** START OF MATERIAL FOR THIS EXERCISE **

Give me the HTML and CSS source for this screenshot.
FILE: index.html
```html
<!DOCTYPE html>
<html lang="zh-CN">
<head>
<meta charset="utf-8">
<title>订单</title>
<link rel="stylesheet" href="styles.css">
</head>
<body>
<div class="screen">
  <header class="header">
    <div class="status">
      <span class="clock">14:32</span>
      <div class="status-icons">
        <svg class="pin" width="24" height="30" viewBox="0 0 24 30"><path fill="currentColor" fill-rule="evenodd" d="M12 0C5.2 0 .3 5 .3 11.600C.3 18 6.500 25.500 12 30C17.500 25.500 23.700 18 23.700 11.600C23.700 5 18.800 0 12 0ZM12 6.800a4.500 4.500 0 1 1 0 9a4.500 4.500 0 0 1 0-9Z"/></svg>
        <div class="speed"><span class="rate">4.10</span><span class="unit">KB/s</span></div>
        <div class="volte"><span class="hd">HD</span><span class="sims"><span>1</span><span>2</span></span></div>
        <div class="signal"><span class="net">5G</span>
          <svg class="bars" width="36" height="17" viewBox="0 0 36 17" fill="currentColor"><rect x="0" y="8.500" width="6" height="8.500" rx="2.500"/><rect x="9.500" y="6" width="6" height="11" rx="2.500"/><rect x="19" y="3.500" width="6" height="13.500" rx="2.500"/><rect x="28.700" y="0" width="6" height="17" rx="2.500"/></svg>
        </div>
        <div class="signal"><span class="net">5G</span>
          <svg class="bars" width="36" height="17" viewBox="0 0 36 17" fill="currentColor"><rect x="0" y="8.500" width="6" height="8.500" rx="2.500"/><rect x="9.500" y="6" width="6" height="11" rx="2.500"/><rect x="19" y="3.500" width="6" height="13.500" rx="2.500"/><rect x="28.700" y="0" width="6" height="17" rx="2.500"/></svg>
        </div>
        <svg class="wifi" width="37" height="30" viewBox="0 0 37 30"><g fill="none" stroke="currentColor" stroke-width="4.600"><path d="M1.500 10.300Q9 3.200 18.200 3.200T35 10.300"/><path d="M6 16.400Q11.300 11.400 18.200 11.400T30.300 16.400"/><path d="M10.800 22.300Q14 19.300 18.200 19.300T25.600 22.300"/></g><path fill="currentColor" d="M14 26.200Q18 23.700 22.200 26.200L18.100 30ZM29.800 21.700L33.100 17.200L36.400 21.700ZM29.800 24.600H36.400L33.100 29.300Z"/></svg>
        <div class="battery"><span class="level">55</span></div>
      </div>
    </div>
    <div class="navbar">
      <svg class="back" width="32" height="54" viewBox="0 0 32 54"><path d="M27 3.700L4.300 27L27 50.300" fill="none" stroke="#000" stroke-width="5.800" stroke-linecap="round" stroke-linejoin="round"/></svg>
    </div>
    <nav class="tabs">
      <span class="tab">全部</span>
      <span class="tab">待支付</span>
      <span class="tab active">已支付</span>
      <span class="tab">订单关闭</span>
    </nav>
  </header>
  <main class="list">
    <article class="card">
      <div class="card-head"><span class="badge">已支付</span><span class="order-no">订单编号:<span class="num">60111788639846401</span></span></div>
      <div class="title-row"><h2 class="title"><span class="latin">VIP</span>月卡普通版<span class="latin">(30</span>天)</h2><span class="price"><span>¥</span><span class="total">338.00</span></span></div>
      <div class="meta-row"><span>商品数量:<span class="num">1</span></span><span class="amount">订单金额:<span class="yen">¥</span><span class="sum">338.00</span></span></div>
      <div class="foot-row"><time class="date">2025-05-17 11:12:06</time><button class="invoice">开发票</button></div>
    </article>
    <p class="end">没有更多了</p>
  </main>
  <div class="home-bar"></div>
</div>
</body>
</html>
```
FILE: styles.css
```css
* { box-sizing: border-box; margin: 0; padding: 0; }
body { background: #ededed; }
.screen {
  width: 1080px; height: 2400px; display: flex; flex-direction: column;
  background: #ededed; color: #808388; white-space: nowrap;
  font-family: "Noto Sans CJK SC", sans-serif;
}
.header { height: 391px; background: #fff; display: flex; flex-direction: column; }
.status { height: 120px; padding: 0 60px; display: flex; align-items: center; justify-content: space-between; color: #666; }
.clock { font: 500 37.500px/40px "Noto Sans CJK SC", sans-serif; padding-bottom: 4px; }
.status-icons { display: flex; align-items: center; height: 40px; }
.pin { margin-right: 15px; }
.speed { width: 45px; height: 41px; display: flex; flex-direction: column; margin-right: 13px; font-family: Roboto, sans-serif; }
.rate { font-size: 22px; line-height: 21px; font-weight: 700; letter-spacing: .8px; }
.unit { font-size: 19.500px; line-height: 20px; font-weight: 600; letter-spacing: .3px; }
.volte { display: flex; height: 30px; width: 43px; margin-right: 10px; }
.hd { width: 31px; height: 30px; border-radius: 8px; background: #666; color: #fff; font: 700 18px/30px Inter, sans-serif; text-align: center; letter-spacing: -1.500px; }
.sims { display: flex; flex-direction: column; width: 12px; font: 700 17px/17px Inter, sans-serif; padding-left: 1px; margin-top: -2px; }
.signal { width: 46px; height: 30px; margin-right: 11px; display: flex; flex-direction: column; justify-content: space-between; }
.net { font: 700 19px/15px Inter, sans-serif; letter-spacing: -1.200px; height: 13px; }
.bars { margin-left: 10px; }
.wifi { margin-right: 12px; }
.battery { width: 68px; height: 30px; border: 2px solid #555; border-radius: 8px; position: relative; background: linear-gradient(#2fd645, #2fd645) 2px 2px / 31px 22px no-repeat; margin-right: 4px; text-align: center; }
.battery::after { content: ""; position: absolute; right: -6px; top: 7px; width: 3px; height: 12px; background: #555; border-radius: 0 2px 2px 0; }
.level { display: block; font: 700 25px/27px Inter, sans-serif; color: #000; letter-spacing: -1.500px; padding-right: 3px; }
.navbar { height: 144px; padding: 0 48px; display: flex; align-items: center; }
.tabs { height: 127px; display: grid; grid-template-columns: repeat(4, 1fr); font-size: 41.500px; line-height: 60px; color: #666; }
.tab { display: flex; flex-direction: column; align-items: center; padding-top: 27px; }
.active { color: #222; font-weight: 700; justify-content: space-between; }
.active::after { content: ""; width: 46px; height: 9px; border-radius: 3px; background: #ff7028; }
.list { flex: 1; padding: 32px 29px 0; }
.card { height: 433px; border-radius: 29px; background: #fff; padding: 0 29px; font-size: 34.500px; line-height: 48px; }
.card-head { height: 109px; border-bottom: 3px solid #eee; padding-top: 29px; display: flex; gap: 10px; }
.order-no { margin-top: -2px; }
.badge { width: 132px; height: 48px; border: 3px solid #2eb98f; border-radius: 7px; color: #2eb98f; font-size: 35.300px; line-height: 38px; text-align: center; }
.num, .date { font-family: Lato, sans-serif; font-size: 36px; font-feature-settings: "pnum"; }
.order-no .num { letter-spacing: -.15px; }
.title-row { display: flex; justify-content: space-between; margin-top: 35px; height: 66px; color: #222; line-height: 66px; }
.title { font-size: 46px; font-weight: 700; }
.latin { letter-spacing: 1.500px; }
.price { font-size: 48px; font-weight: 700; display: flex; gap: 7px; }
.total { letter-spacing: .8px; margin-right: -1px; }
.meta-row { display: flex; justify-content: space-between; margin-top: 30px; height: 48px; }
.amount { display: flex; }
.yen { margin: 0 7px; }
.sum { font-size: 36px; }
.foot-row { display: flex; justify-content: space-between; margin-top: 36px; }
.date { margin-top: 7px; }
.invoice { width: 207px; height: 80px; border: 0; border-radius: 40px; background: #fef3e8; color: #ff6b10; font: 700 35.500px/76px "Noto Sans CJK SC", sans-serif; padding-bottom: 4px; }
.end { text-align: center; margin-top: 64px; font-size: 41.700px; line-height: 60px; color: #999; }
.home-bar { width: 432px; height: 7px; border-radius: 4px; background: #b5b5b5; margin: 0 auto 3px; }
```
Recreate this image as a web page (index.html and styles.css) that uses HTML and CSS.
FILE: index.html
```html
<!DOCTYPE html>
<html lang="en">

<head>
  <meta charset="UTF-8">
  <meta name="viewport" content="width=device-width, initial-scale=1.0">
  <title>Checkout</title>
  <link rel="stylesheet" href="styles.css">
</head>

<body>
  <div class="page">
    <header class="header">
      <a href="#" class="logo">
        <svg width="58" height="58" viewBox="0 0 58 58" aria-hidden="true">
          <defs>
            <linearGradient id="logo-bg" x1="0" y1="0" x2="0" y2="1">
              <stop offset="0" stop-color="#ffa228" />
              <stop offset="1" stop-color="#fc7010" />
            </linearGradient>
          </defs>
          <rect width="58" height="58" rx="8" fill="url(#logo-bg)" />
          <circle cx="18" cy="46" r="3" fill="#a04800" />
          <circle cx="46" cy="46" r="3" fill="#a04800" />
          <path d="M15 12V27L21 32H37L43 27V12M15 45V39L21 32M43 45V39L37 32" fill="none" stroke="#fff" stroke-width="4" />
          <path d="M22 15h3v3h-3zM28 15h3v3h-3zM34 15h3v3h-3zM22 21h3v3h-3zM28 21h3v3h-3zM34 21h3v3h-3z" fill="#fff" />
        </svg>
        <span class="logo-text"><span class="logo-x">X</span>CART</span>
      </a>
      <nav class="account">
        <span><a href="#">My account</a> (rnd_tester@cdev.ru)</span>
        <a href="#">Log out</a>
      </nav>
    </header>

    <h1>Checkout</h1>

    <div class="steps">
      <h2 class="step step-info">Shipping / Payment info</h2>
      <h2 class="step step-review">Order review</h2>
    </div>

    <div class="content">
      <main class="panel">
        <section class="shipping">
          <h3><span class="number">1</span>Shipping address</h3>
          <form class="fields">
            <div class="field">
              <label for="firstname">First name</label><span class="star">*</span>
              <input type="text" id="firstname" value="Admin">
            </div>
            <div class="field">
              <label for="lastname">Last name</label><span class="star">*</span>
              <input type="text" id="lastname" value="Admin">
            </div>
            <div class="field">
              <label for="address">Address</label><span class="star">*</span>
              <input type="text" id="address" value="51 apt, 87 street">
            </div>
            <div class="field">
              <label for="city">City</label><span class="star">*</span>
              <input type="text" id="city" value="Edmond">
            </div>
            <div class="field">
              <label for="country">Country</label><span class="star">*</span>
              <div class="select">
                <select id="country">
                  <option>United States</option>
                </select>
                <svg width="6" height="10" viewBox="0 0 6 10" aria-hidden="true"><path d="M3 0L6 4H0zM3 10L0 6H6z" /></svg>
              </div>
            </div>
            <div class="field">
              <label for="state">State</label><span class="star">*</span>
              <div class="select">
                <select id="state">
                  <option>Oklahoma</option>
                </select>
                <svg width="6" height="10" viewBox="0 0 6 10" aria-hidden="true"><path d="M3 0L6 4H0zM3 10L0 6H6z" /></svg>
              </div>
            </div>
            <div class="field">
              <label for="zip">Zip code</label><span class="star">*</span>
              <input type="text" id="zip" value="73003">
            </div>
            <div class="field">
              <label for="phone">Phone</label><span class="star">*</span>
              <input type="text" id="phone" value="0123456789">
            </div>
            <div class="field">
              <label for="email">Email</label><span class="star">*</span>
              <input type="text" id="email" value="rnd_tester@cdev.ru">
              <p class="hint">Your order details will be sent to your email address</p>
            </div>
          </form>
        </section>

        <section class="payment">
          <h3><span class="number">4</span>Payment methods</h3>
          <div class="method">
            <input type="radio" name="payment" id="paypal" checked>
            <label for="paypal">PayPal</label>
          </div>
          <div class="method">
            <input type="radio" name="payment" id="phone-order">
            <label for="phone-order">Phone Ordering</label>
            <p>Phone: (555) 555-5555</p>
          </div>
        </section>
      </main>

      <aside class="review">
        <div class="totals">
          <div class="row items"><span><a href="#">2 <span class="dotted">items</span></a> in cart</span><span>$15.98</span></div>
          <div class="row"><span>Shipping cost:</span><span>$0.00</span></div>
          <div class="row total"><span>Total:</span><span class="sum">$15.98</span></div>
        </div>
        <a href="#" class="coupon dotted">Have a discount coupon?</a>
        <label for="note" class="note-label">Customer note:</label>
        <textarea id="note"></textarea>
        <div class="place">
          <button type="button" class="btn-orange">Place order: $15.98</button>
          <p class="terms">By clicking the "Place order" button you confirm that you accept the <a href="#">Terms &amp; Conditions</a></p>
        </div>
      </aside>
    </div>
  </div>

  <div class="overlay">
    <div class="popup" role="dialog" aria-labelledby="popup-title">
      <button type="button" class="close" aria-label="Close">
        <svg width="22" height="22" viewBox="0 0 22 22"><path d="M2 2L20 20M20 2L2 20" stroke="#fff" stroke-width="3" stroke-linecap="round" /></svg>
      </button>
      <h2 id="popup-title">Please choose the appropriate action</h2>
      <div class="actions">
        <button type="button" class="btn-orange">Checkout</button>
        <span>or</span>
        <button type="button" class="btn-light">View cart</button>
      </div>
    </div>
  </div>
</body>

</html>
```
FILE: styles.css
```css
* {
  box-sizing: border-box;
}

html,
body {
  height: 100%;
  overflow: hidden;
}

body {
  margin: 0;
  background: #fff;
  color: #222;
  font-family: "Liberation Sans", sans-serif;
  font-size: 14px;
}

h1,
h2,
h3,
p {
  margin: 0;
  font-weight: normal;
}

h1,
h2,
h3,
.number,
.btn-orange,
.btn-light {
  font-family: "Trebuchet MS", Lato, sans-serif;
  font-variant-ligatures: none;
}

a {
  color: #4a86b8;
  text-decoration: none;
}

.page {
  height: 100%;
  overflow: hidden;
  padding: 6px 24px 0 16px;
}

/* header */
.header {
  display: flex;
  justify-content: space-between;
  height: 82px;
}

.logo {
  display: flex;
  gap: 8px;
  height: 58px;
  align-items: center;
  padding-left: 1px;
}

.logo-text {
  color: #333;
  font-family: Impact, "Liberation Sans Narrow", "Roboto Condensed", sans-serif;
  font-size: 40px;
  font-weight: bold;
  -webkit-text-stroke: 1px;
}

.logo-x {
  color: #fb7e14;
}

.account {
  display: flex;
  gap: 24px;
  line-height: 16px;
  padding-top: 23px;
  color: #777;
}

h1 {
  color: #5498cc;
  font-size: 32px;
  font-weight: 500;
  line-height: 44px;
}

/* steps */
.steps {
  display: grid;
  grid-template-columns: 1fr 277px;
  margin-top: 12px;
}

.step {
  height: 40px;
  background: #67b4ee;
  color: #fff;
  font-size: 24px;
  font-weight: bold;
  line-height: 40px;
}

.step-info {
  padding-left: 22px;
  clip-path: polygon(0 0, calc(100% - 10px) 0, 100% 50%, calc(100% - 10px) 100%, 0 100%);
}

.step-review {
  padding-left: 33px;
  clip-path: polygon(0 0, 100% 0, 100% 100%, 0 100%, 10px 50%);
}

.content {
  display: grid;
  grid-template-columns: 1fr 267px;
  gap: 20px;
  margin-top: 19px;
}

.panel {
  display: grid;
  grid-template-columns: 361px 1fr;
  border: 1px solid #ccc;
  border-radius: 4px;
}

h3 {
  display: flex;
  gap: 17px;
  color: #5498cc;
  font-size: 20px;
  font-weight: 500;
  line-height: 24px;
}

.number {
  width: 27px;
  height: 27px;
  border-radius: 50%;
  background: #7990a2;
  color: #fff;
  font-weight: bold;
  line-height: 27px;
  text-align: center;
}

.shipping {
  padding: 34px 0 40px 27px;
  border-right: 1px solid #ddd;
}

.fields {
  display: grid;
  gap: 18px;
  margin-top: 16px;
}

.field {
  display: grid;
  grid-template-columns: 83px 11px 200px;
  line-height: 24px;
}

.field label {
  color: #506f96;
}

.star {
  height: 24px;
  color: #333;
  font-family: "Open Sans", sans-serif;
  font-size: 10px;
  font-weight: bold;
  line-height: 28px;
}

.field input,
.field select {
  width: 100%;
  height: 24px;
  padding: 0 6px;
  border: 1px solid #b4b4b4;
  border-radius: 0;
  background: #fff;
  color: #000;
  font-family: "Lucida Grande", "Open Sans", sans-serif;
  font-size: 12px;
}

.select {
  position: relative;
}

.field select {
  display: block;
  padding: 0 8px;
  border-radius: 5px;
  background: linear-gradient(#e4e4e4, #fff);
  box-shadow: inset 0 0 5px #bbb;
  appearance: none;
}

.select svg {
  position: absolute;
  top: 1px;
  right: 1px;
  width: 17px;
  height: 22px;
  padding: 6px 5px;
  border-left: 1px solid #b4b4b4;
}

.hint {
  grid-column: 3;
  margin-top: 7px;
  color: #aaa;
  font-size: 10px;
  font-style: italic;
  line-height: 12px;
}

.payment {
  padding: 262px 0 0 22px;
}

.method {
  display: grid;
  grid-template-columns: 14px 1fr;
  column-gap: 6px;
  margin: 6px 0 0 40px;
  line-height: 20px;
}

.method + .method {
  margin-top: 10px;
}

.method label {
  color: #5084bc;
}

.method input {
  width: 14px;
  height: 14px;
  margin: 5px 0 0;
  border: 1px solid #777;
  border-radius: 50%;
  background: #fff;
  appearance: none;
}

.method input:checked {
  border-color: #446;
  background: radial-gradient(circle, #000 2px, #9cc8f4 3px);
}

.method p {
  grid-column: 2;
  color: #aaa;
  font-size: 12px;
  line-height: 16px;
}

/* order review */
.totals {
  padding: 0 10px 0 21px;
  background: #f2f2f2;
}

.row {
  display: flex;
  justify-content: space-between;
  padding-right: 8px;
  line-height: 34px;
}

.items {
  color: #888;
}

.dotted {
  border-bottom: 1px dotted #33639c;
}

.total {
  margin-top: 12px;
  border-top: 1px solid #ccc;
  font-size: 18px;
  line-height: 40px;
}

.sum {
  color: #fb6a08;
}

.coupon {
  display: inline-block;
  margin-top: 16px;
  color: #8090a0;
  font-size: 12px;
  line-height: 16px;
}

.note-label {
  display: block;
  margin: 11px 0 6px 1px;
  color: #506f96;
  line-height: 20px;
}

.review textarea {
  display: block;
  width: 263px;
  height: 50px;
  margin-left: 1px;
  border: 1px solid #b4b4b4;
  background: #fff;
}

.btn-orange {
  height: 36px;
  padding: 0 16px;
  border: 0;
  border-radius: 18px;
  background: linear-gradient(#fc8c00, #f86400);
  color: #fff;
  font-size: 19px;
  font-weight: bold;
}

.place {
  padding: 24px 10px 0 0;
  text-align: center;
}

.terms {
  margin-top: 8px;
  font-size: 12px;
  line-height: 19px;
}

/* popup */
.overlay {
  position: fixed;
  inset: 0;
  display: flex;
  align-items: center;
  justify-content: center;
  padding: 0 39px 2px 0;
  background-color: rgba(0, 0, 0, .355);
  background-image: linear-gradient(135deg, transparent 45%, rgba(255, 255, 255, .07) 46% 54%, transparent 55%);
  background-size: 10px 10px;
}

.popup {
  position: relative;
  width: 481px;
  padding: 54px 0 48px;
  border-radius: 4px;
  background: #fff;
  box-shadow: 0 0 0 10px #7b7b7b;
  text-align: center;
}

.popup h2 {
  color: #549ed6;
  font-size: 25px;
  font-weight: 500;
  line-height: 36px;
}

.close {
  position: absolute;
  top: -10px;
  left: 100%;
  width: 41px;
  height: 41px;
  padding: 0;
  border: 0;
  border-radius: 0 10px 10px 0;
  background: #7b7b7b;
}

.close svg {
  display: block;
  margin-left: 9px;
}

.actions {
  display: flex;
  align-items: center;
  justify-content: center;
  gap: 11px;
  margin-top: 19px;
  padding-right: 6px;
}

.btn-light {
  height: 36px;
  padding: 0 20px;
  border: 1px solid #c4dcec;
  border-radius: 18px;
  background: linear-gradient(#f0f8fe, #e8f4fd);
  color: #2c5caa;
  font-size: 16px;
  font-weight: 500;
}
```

** END OF MATERIAL FOR THIS EXERCISE **

» **BRIEF**
Gather and return every line that holds the string "page".

» **EXERCISE OUTPUT**
Recreate this image as a web page (index.html and styles.css) that uses HTML and CSS.
  <div class="page">
.page {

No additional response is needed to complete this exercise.